### INSTRUCTIONS TO FOLLOW
In the listing that follows, retype every line from the first through the one containing "import React from 'react';". Pictures are to be left out.
"""
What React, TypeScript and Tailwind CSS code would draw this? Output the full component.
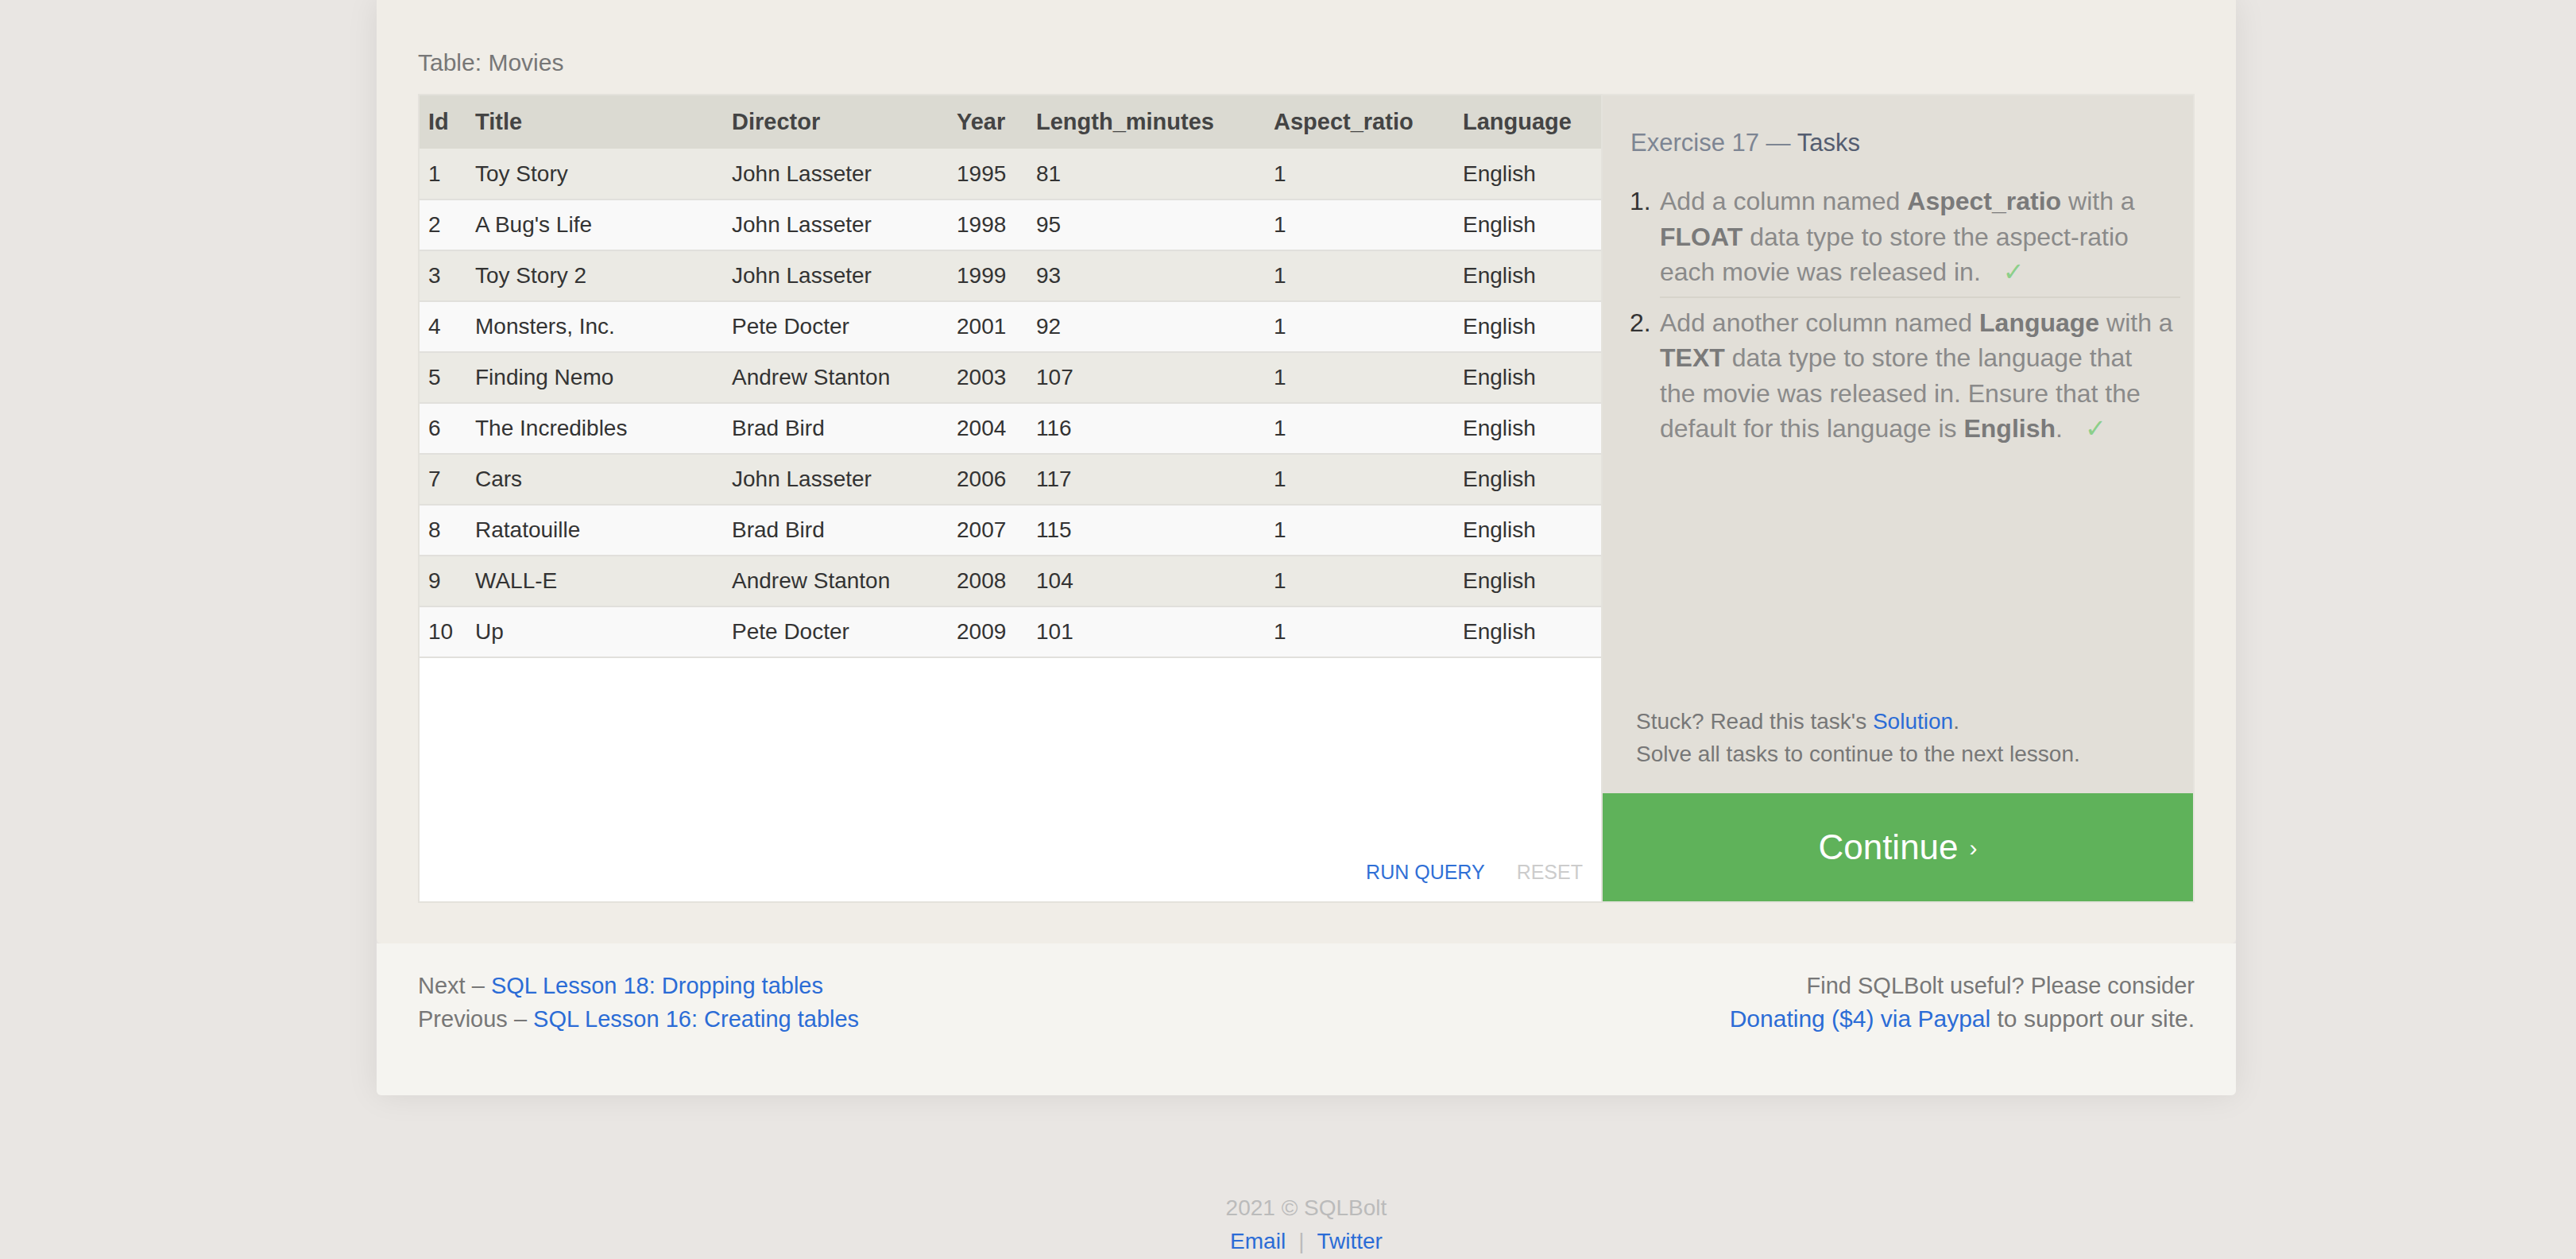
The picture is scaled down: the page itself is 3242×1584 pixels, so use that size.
import React from 'react';

const movies = [
  [1, 'Toy Story', 'John Lasseter', 1995, 81],
  [2, "A Bug's Life", 'John Lasseter', 1998, 95],
  [3, 'Toy Story 2', 'John Lasseter', 1999, 93],
  [4, 'Monsters, Inc.', 'Pete Docter', 2001, 92],
  [5, 'Finding Nemo', 'Andrew Stanton', 2003, 107],
  [6, 'The Incredibles', 'Brad Bird', 2004, 116],
  [7, 'Cars', 'John Lasseter', 2006, 117],
  [8, 'Ratatouille', 'Brad Bird', 2007, 115],
  [9, 'WALL-E', 'Andrew Stanton', 2008, 104],
  [10, 'Up', 'Pete Docter', 2009, 101],
];

const columns = ['Id', 'Title', 'Director', 'Year', 'Length_minutes', 'Aspect_ratio', 'Language'];
const widths = ['w-[59px]', 'w-[323px]', 'w-[283px]', 'w-[100px]', 'w-[299px]', 'w-[238px]', 'w-[185px]'];

const Check = () => (
  <span className="ml-[28px] text-[#8ccf8a] font-['DejaVu_Sans',sans-serif] text-[32px]">✓</span>
);

const MoviesTable = () => (
  <table className="w-[1487px] table-fixed border-collapse">
    <colgroup>
      {widths.map((w, i) => (
        <col key={i} className={w} />
      ))}
    </colgroup>
    <thead>
      <tr className="bg-[#dbdad2]">
        {columns.map((c) => (
          <th key={c} className="h-[67px] pl-[11px] text-left text-[29px] font-bold text-[#444]">
            {c}
          </th>
        ))}
      </tr>
    </thead>
    <tbody>
      {movies.map((m, i) => (
        <tr key={i} className={i % 2 === 0 ? 'bg-[#ebeae4]' : 'bg-[#f9f9f9]'}>
          {[...m, 1, 'English'].map((v, j) => (
            <td
              key={j}
              className="h-[64px] pl-[11px] border-b-2 border-[#e1e0dc] text-[28px] text-[#333] whitespace-nowrap"
            >
              {v}
            </td>
          ))}
        </tr>
      ))}
    </tbody>
  </table>
);

const TaskPanel = () => (
  <div className="flex-1 flex flex-col bg-[#e2dfd8] border-2 border-l-0 border-[#e6e4de]">
    <div className="pl-[35px] pt-[40px] text-[31px] leading-[40px] text-[#7d8593]">
      Exercise 17 — <span className="text-[#545d70]">Tasks</span>
    </div>

    <ol className="mt-[31px] pl-[34px] pr-[16px] text-[32px] leading-[44.5px] text-[#8a8a8a]">
      <li className="flex">
        <span className="w-[38px] shrink-0 text-[#333]">1.</span>
        <div className="flex-1 whitespace-nowrap pb-[8px] border-b-2 border-[#d7d4cb]">
          Add a column named <b className="text-[#7a7a7a]">Aspect_ratio</b> with a
          <br />
          <b className="text-[#7a7a7a]">FLOAT</b> data type to store the aspect-ratio
          <br />
          each movie was released in.
          <Check />
        </div>
      </li>
      <li className="flex pt-[9px]">
        <span className="w-[38px] shrink-0 text-[#333]">2.</span>
        <div className="whitespace-nowrap">
          Add another column named <b className="text-[#7a7a7a]">Language</b> with a
          <br />
          <b className="text-[#7a7a7a]">TEXT</b> data type to store the language that
          <br />
          the movie was released in. Ensure that the
          <br />
          default for this language is <b className="text-[#7a7a7a]">English</b>.
          <Check />
        </div>
      </li>
    </ol>

    <div className="mt-auto pl-[42px] pb-[29px] text-[28px] leading-[41px] text-[#777]">
      <div>
        Stuck? Read this task's <a className="text-[#2b6cd6]">Solution</a>.
      </div>
      <div>Solve all tasks to continue to the next lesson.</div>
    </div>

    <button className="h-[136px] w-full bg-[#5fb25a] text-white flex items-center justify-center">
      <span className="text-[44px]">Continue</span>
      <span className="ml-[14px] text-[30px]">›</span>
    </button>
  </div>
);

export default function App() {
  return (
    <div className="min-h-screen bg-[#e9e6e3] font-['Liberation_Sans',Arial,sans-serif] pb-[2px]">
      <div className="ml-[474px] w-[2340px] rounded-b-[6px] overflow-hidden shadow-[0_0_40px_rgba(0,0,0,0.08)]">
        <div className="bg-[#f0ede7] px-[52px] pt-[58px] pb-[51px] rounded-b-[6px]">
          <div className="text-[30px] leading-[42px] text-[#777] mb-[18px]">Table: Movies</div>
          <div className="flex h-[1018px]">
            <div className="w-[1491px] shrink-0 flex flex-col bg-white border-2 border-[#e4e2dc]">
              <MoviesTable />
              <div className="mt-auto flex justify-end items-center gap-[40px] pr-[23px] pb-[22px] text-[25px] leading-[30px]">
                <span className="text-[#2f6fd6]">RUN QUERY</span>
                <span className="text-[#cccccc]">RESET</span>
              </div>
            </div>
            <TaskPanel />
          </div>
        </div>

        <div className="bg-[#f5f4f0] px-[52px] pt-[32px] pb-[75px] flex justify-between text-[29px] leading-[42px] text-[#777]">
          <div>
            <div>
              Next – <a className="text-[#2b6cd6]">SQL Lesson 18: Dropping tables</a>
            </div>
            <div>
              Previous – <a className="text-[#2b6cd6]">SQL Lesson 16: Creating tables</a>
            </div>
          </div>
          <div className="text-right">
            <div>Find SQLBolt useful? Please consider</div>
            <div className="text-[30px]">
              <a className="text-[#2b6cd6]">Donating ($4) via Paypal</a> to support our site.
            </div>
          </div>
        </div>
      </div>

      <div className="ml-[474px] w-[2340px] mt-[121px] text-center text-[28px] leading-[42px]">
        <div className="text-[#bbbbbb]">2021 © SQLBolt</div>
        <div>
          <a className="text-[#2b6cd6]">Email</a>
          <span className="mx-[16px] text-[#bbbbbb]">|</span>
          <a className="text-[#2b6cd6]">Twitter</a>
        </div>
      </div>
    </div>
  );
}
"""
### SOLUTION FOR THIS PROBLEM
What React, TypeScript and Tailwind CSS code would draw this? Output the full component.
The picture is scaled down: the page itself is 3242×1584 pixels, so use that size.
import React from 'react';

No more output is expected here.